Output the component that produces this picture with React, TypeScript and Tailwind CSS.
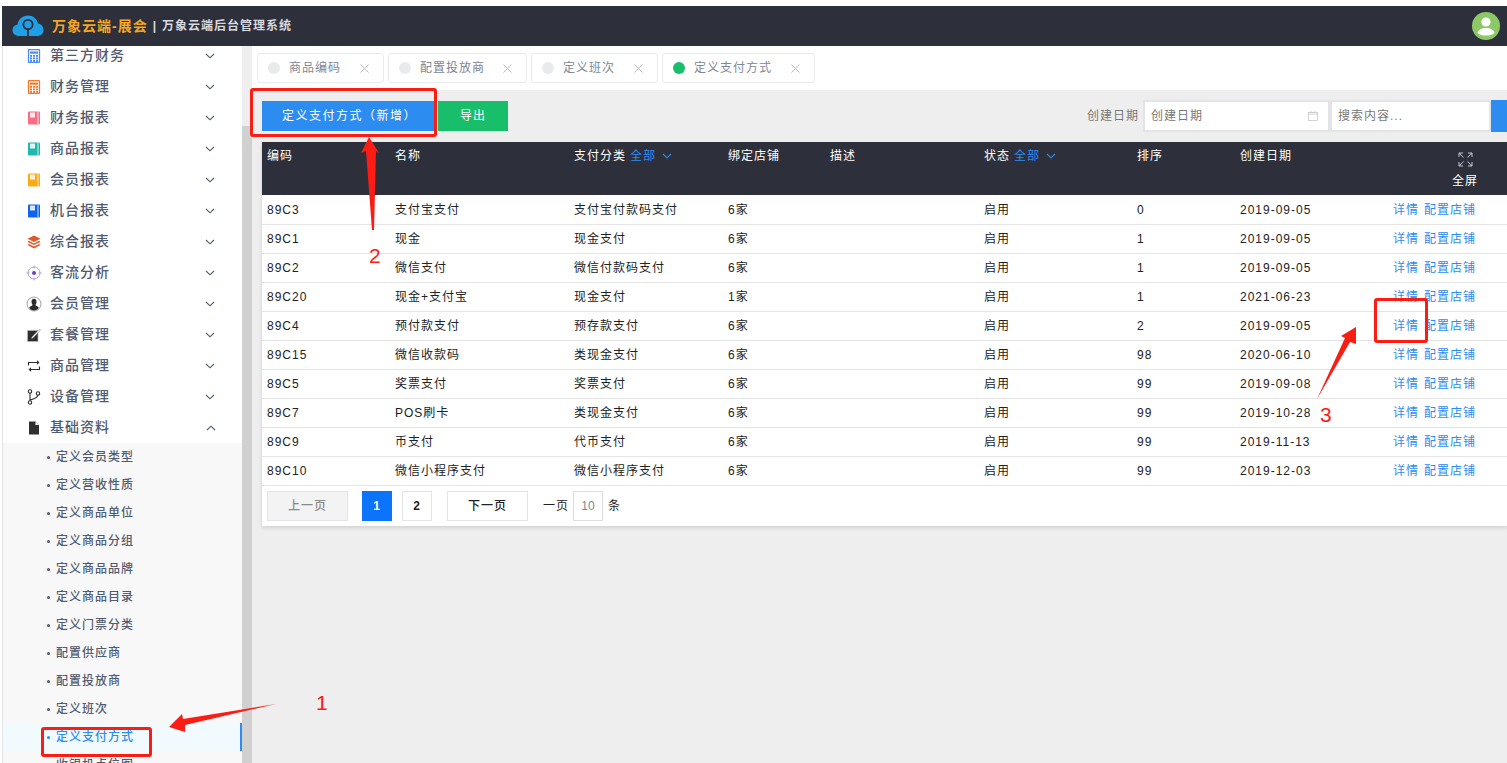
import React from "react";

const Chevron = ({ up = false, cls = "text-[#515a6e]" }: { up?: boolean; cls?: string }) => (
  <svg width="10" height="6" viewBox="0 0 10 6" fill="none" className={cls}>
    <path d={up ? "M1 5L5 1.2L9 5" : "M1 1L5 4.8L9 1"} stroke="currentColor" strokeWidth="1.1" />
  </svg>
);

const Calc = ({ c }: { c: string }) => (
  <svg width="14" height="14" viewBox="0 0 14 14">
    <rect x="1.5" y="0.5" width="11" height="13" rx="1" fill="none" stroke={c} strokeWidth="1.3" />
    <rect x="3" y="2.5" width="8" height="2.2" fill={c} />
    {[3, 6, 9].map((x) => [6, 8.5, 11].map((y) => <rect key={`${x}-${y}`} x={x} y={y} width="2" height="1.8" fill={c} />))}
  </svg>
);
const Book = ({ c }: { c: string }) => (
  <svg width="14" height="14" viewBox="0 0 14 14">
    <rect x="1" y="0.5" width="12" height="13" rx="1" fill={c} />
    <rect x="3" y="1.5" width="5" height="5" fill="#fff" opacity="0.85" />
    <rect x="10.5" y="0.5" width="1" height="13" fill="#fff" opacity="0.8" />
  </svg>
);
const Layers = () => (
  <svg width="14" height="14" viewBox="0 0 14 14" fill="#dd5a2b">
    <path d="M7 0.5L13.5 3.8L7 7L0.5 3.8Z" />
    <path d="M1.8 5.8L7 8.4L12.2 5.8L13.5 6.9L7 10.1L0.5 6.9Z" />
    <path d="M1.8 9L7 11.5L12.2 9L13.5 10.1L7 13.5L0.5 10.1Z" />
  </svg>
);
const Target = () => (
  <svg width="16" height="16" viewBox="0 0 16 16" fill="none">
    <circle cx="8" cy="8" r="6" stroke="#a99bd8" strokeWidth="0.9" />
    <path d="M8 0.5V3.5M8 12.5V15.5M0.5 8H3.5M12.5 8H15.5" stroke="#a99bd8" strokeWidth="0.9" />
    <circle cx="8" cy="8" r="2" fill="#6a3fc4" />
  </svg>
);
const UserC = () => (
  <svg width="16" height="16" viewBox="0 0 16 16">
    <circle cx="8" cy="8" r="7" fill="#fff" stroke="#8a8a8a" strokeWidth="0.8" />
    <path d="M8 2.8C6.2 2.8 5.5 4.2 5.5 5.7C5.5 7 6 8 6.6 8.8C6.6 9.8 4 10.2 3.2 11.8C4.3 13.6 6 14.6 8 14.6C10 14.6 11.7 13.6 12.8 11.8C12 10.2 9.4 9.8 9.4 8.8C10 8 10.5 7 10.5 5.7C10.5 4.2 9.8 2.8 8 2.8Z" fill="#2b2b2b" />
  </svg>
);
const Edit = () => (
  <svg width="14" height="14" viewBox="0 0 14 14">
    <rect x="0.5" y="2.5" width="10.5" height="11" fill="#2f2f2f" stroke="#bbb" strokeWidth="0.6" />
    <path d="M5 9L12.5 1L13.5 2L6 10L4.5 10.5Z" fill="#fff" stroke="#888" strokeWidth="0.6" />
  </svg>
);
const Repeat = () => (
  <svg width="14" height="14" viewBox="0 0 14 14" fill="none" stroke="#2f2f2f" strokeWidth="1.1">
    <path d="M1.5 6.5V3.5H11" />
    <path d="M10 1.2L12.5 3.5L10 5.8" fill="#2f2f2f" stroke="none" />
    <path d="M12.5 7.5V10.5H3" />
    <path d="M4 8.2L1.5 10.5L4 12.8" fill="#2f2f2f" stroke="none" />
  </svg>
);
const Branch = () => (
  <svg width="14" height="16" viewBox="0 0 14 16" fill="none" stroke="#2f2f2f" strokeWidth="1.1">
    <circle cx="3" cy="2.5" r="1.7" />
    <circle cx="3" cy="13.5" r="1.7" />
    <circle cx="11" cy="4.5" r="1.7" />
    <path d="M3 4.2V11.8M3 11C7 10 10.5 9 11 6.2" />
  </svg>
);
const FileI = () => (
  <svg width="12" height="14" viewBox="0 0 12 14">
    <path d="M1 0.5H7.5L11 4V13.5H1Z" fill="#2f2f2f" />
    <path d="M7.5 0.5V4H11" fill="#fff" />
  </svg>
);

const menu: [string, React.ReactNode][] = [
  ["第三方财务", <Calc c="#4a8af4" />],
  ["财务管理", <Calc c="#f5782a" />],
  ["财务报表", <Book c="#fb6c85" />],
  ["商品报表", <Book c="#1fb8ac" />],
  ["会员报表", <Book c="#fbab15" />],
  ["机台报表", <Book c="#0f62f0" />],
  ["综合报表", <Layers />],
  ["客流分析", <Target />],
  ["会员管理", <UserC />],
  ["套餐管理", <Edit />],
  ["商品管理", <Repeat />],
  ["设备管理", <Branch />],
];

const sub = ["定义会员类型", "定义营收性质", "定义商品单位", "定义商品分组", "定义商品品牌", "定义商品目录", "定义门票分类", "配置供应商", "配置投放商", "定义班次", "定义支付方式", "收银机点位图"];

const rows = [
  ["89C3", "支付宝支付", "支付宝付款码支付", "6家", "启用", "0", "2019-09-05"],
  ["89C1", "现金", "现金支付", "6家", "启用", "1", "2019-09-05"],
  ["89C2", "微信支付", "微信付款码支付", "6家", "启用", "1", "2019-09-05"],
  ["89C20", "现金+支付宝", "现金支付", "1家", "启用", "1", "2021-06-23"],
  ["89C4", "预付款支付", "预存款支付", "6家", "启用", "2", "2019-09-05"],
  ["89C15", "微信收款码", "类现金支付", "6家", "启用", "98", "2020-06-10"],
  ["89C5", "奖票支付", "奖票支付", "6家", "启用", "99", "2019-09-08"],
  ["89C7", "POS刷卡", "类现金支付", "6家", "启用", "99", "2019-10-28"],
  ["89C9", "币支付", "代币支付", "6家", "启用", "99", "2019-11-13"],
  ["89C10", "微信小程序支付", "微信小程序支付", "6家", "启用", "99", "2019-12-03"],
];

const grid = "grid grid-cols-[128px_179px_154px_102px_154px_153px_103px_154px_1fr] pl-[5px]";

const tabs = [
  ["商品编码", "w-[127px]", "bg-[#e8eaec]", "mr-[4px]"],
  ["配置投放商", "w-[139px]", "bg-[#e8eaec]", "mr-[4px]"],
  ["定义班次", "w-[127px]", "bg-[#e8eaec]", "mr-[4px]"],
  ["定义支付方式", "w-[153px]", "bg-[#19be6b]", ""],
];

export default function App() {
  return (
    <div className="relative h-screen w-full overflow-hidden bg-white pt-[6px] [font-family:'Liberation_Sans','Noto_Sans_CJK_SC',sans-serif] text-[12px] tracking-[1px] text-[#333]">
      {/* Header */}
      <header className="ml-[2px] flex h-[40px] items-center bg-[#2d303b]">
        <svg width="32" height="24" viewBox="0 0 32 24" className="ml-[10px]">
          <path d="M7 22C3 22 0.5 19.5 0.5 16C0.5 13 2.5 11 5.5 10.5C6.5 5 10.5 1.5 16 1.5C21 1.5 25 5 26 9.5C29.5 10 31.5 12.8 31.5 16C31.5 19.5 29 22 25.5 22Z" fill="#1f9fe6" />
          <circle cx="16" cy="10.5" r="4.6" fill="none" stroke="#2d303b" strokeWidth="1.8" />
          <path d="M16 15V22" stroke="#2d303b" strokeWidth="1.8" />
        </svg>
        <span className="ml-[8px] text-[14px] font-bold text-[#f5a623]">万象云端-展会</span>
        <span className="ml-[5px] font-bold text-[#d8dae0]">|</span>
        <span className="ml-[5px] font-bold text-[#d8dae0]">万象云端后台管理系统</span>
        <svg width="28" height="28" viewBox="0 0 28 28" className="ml-auto mr-[7px]">
          <circle cx="14" cy="14" r="14" fill="#8cc866" />
          <circle cx="14" cy="10" r="4.6" fill="#fff" />
          <path d="M5.5 21C6.5 17.5 9.5 16 14 16C18.5 16 21.5 17.5 22.5 21C20 23 17.5 23.6 14 23.6C10.5 23.6 8 23 5.5 21Z" fill="#fff" />
        </svg>
      </header>

      <div className="flex h-[717px]">
        {/* Sidebar */}
        <aside className="ml-[2px] h-full w-[240px] overflow-hidden border-l border-[#e4e4e4] bg-white text-[#515a6e]">
          <div className="mt-[-6px]">
            {menu.map(([name, icon]) => (
              <div key={name} className="flex h-[31px] items-center text-[14px] font-medium">
                <span className="flex w-[47px] shrink-0 items-center justify-center pl-[16px] pr-[1px]">{icon}</span>
                <span>{name}</span>
                <span className="ml-auto mr-[27px] flex"><Chevron /></span>
              </div>
            ))}
            <div className="flex h-[31px] items-center text-[14px] font-medium">
              <span className="flex w-[47px] shrink-0 items-center justify-center pl-[16px] pr-[1px]"><FileI /></span>
              <span>基础资料</span>
              <span className="ml-auto mr-[26px] flex"><Chevron up /></span>
            </div>
            <div className="bg-[#f8f8f9]">
              {sub.map((s) => {
                const on = s === "定义支付方式";
                return (
                  <div key={s} className={`flex h-[28px] items-center font-medium ${on ? "border-r-2 border-[#2d8cf0] bg-[#f0faff] text-[#2d8cf0]" : ""}`}>
                    <span className={`ml-[44px] h-[3px] w-[3px] rounded-full ${on ? "bg-[#2d8cf0]" : "bg-[#515a6e]"}`} />
                    <span className="ml-[6px]">{s}</span>
                  </div>
                );
              })}
            </div>
          </div>
        </aside>

        {/* Scrollbar */}
        <div className="flex h-full w-[10px] flex-col bg-[#eeeeee]">
          <div className="h-[80px] shrink-0" />
          <div className="flex-1 bg-[#d0d0d0]" />
        </div>

        {/* Main */}
        <main className="h-full min-w-0 flex-1 bg-[#eeeeee]">
          <div className="flex h-[44px] items-start bg-white pl-[5px] pt-[7px]">
            {tabs.map(([t, w, dot, mr]) => (
              <div key={t} className={`flex h-[30px] items-center rounded-[3px] border border-[#e8eaec] bg-white text-[#808695] ${w} ${mr}`}>
                <span className={`ml-[10px] h-[12px] w-[12px] rounded-full ${dot}`} />
                <span className="ml-[9px]">{t}</span>
                <svg width="9" height="9" viewBox="0 0 9 9" className="ml-auto mr-[14px] text-[#b5b8c0]">
                  <path d="M0.5 0.5L8.5 8.5M8.5 0.5L0.5 8.5" stroke="currentColor" strokeWidth="0.9" />
                </svg>
              </div>
            ))}
          </div>

          <div className="pl-[10px]">
            <div className="flex h-[32px] mt-[10px] items-center">
              <button className="h-[30px] w-[172px] bg-[#2d8cf0] pl-[3px] tracking-[1.5px] text-white">定义支付方式（新增）</button>
              <button className="ml-[4px] h-[30px] w-[70px] bg-[#19be6b] text-white">导出</button>
              <span className="ml-auto text-[#777]">创建日期</span>
              <div className="ml-[4px] flex h-[32px] w-[187px] items-center border-2 border-[#e3e4e8] bg-white pl-[6px] text-[#777]">
                <span>创建日期</span>
                <svg width="10" height="10" viewBox="0 0 10 10" fill="none" className="ml-auto mr-[10px]" stroke="#c5c8ce" strokeWidth="0.8">
                  <rect x="0.5" y="1.5" width="9" height="8" />
                  <path d="M0.5 3H9.5M3 0V2M7 0V2" />
                </svg>
              </div>
              <div className="flex h-[32px] w-[161px] items-center border-2 border-[#e3e4e8] bg-white pl-[6px] text-[#777]">搜索内容...</div>
              <div className="h-[32px] w-[16px] bg-[#2d8cf0]" />
            </div>

            <div className="mt-[10px] bg-white shadow-[0_2px_4px_rgba(0,0,0,0.12)]">
              <div className={`${grid} h-[53px] bg-[#2d303b] pt-[5px] text-white`}>
                <span>编码</span>
                <span>名称</span>
                <span className="flex h-[18px] items-center">支付分类<span className="ml-[4px] mr-[6px] text-[#2d8cf0]">全部</span><Chevron cls="text-[#2d8cf0]" /></span>
                <span>绑定店铺</span>
                <span>描述</span>
                <span className="flex h-[18px] items-center">状态<span className="ml-[4px] mr-[6px] text-[#2d8cf0]">全部</span><Chevron cls="text-[#2d8cf0]" /></span>
                <span>排序</span>
                <span>创建日期</span>
                <span className="ml-[63px] flex w-[26px] -translate-x-[5px] flex-col items-center">
                  <svg width="15" height="15" viewBox="0 0 15 15" fill="none" stroke="#d5d7dd" strokeWidth="0.9" className="mt-[5px]">
                    <path d="M1 5V1H5M1 1L5.5 5.5M10 1H14V5M14 1L9.5 5.5M1 10V14H5M1 14L5.5 9.5M14 10V14H10M14 14L9.5 9.5" />
                  </svg>
                  <span className="mt-[5px] whitespace-nowrap">全屏</span>
                </span>
              </div>
              <div className="pt-[1px]">
                {rows.map((r) => (
                  <div key={r[0]} className={`${grid} h-[29px] items-center border-b border-[#e5e5e5] text-[#222]`}>
                    <span>{r[0]}</span>
                    <span>{r[1]}</span>
                    <span>{r[2]}</span>
                    <span>{r[3]}</span>
                    <span />
                    <span>{r[4]}</span>
                    <span>{r[5]}</span>
                    <span>{r[6]}</span>
                    <span className="-ml-[1px] whitespace-nowrap text-[#2d8cf0]">详情<span className="ml-[5px]">配置店铺</span></span>
                  </div>
                ))}
              </div>
              <div className="flex h-[40px] items-center pl-[5px] text-[#222]">
                <button className="h-[30px] w-[81px] border border-[#e3e4e8] bg-[#f3f3f3] font-medium text-[#8a8a8a]">上一页</button>
                <button className="ml-[14px] h-[30px] w-[30px] bg-[#0b74fb] font-bold text-white">1</button>
                <button className="ml-[10px] h-[30px] w-[30px] border border-[#e3e4e8] font-bold">2</button>
                <button className="ml-[15px] h-[30px] w-[81px] border border-[#e3e4e8] font-medium">下一页</button>
                <span className="ml-[15px]">一页</span>
                <span className="ml-[4px] flex h-[30px] w-[30px] items-center justify-center border border-[#dcdee2] tracking-normal text-[#808695]">10</span>
                <span className="ml-[5px]">条</span>
              </div>
            </div>
          </div>
        </main>
      </div>

      {/* Annotations drawn on top of the screenshot */}
      <div className="absolute left-[250px] top-[88px] h-[49px] w-[187px] rounded-[3px] border-[3px] border-[#fb1c14]" />
      <div className="absolute left-[1374px] top-[298px] h-[45px] w-[54px] rounded-[3px] border-[3px] border-[#fb1c14]" />
      <div className="absolute left-[41px] top-[727px] h-[30px] w-[111px] rounded-[3px] border-[3px] border-[#fb1c14]" />
      <svg className="pointer-events-none absolute left-0 top-0" width="1507" height="763" fill="#fb1c14">
        <polygon points="276,704 183,719 182,714 169,727 185,732 185,725" />
        <polygon points="369,137 379,153 376,151 374,230 372,230 366,151 361,153" />
        <polygon points="1317,399 1345,338 1341,336 1356,327 1356,344 1350,342" />
      </svg>
      <span className="absolute left-[316px] top-[690px] text-[21px] font-light leading-[26px] tracking-normal text-[#fb1c14]">1</span>
      <span className="absolute left-[369px] top-[243px] text-[21px] font-light leading-[26px] tracking-normal text-[#fb1c14]">2</span>
      <span className="absolute left-[1320px] top-[402px] text-[21px] font-light leading-[26px] tracking-normal text-[#fb1c14]">3</span>
    </div>
  );
}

____

Repeat only what lies between the start of the data and the end of the line containing "import React from", exactly, with pictures left out.

» **ANSWER TO THIS TASK**
Output the component that produces this picture with React, TypeScript and Tailwind CSS.
import React from "react";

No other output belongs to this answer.